Kitchemonia’s painting, bead work and customary art practice is informed by themes of nature, womanhood and motherhood embedded with traditional, First Nation ideology and practices.
Kitchemonia has completed a bachelor’s degree in Indigenous Fine Arts from the First Nations University of Canada, and she is a Master of Interdisciplinary Fine Arts candidate at the University of Regina. Her overall approach to art is to acknowledge her culture and create art as a way of evoking storytelling and learning.

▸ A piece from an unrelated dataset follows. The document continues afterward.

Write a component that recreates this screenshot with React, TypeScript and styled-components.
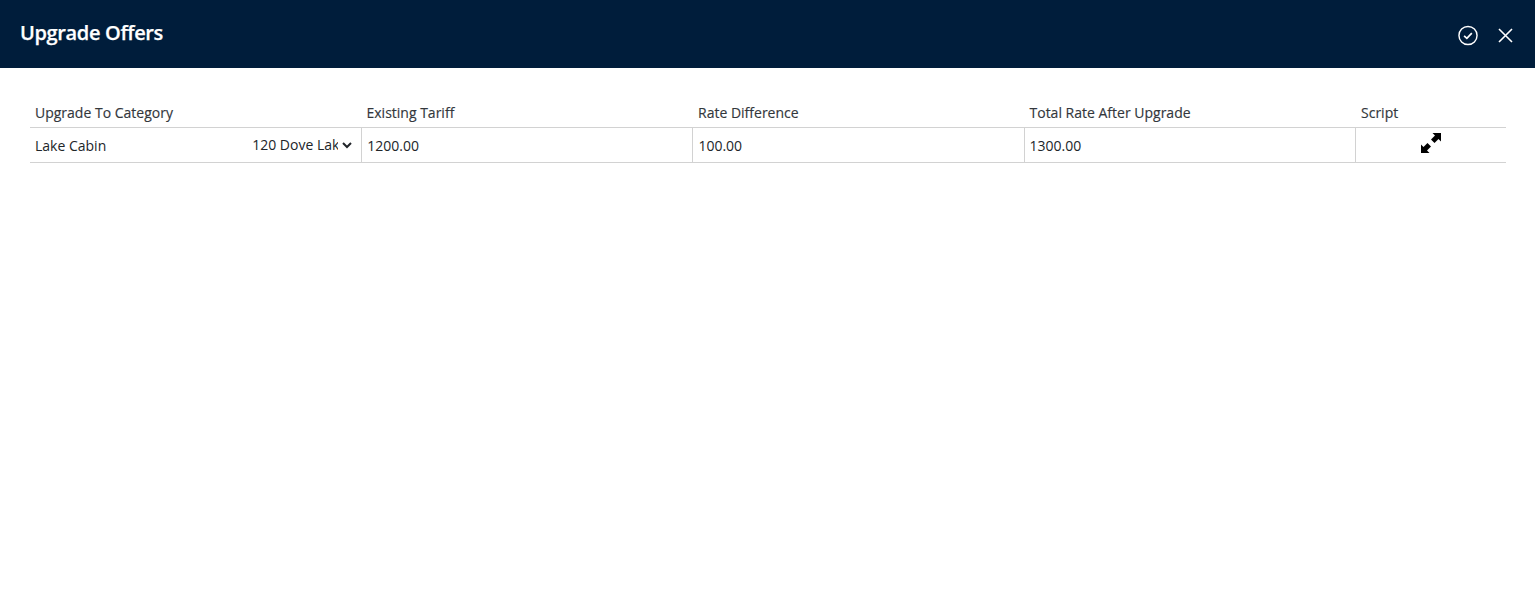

2022 Indigenous Artist in Residence
Audie Murray, a local Michif visual artist based in Oskana kâ-asastêki (Regina, Saskatchewan; Treaty 4 territory), was selected as the City’s first ever Indigenous Artist in Residence.
During her residency, Audie explored the theme of ‘Urban Indigeneity’. Her artwork proposal involved a large-scale beaded wall hanging done through the process of by hand bead weaving. Murray also supported local youth through a youth residency where they learned beadwork and worked alongside local cultural leaders.
Murray’s art practice is informed by themes of contemporary culture, embodied experiences and lived dualities. These modes of working assist with the recentering of our collective connection to the body, ancestral knowledge systems, space and time.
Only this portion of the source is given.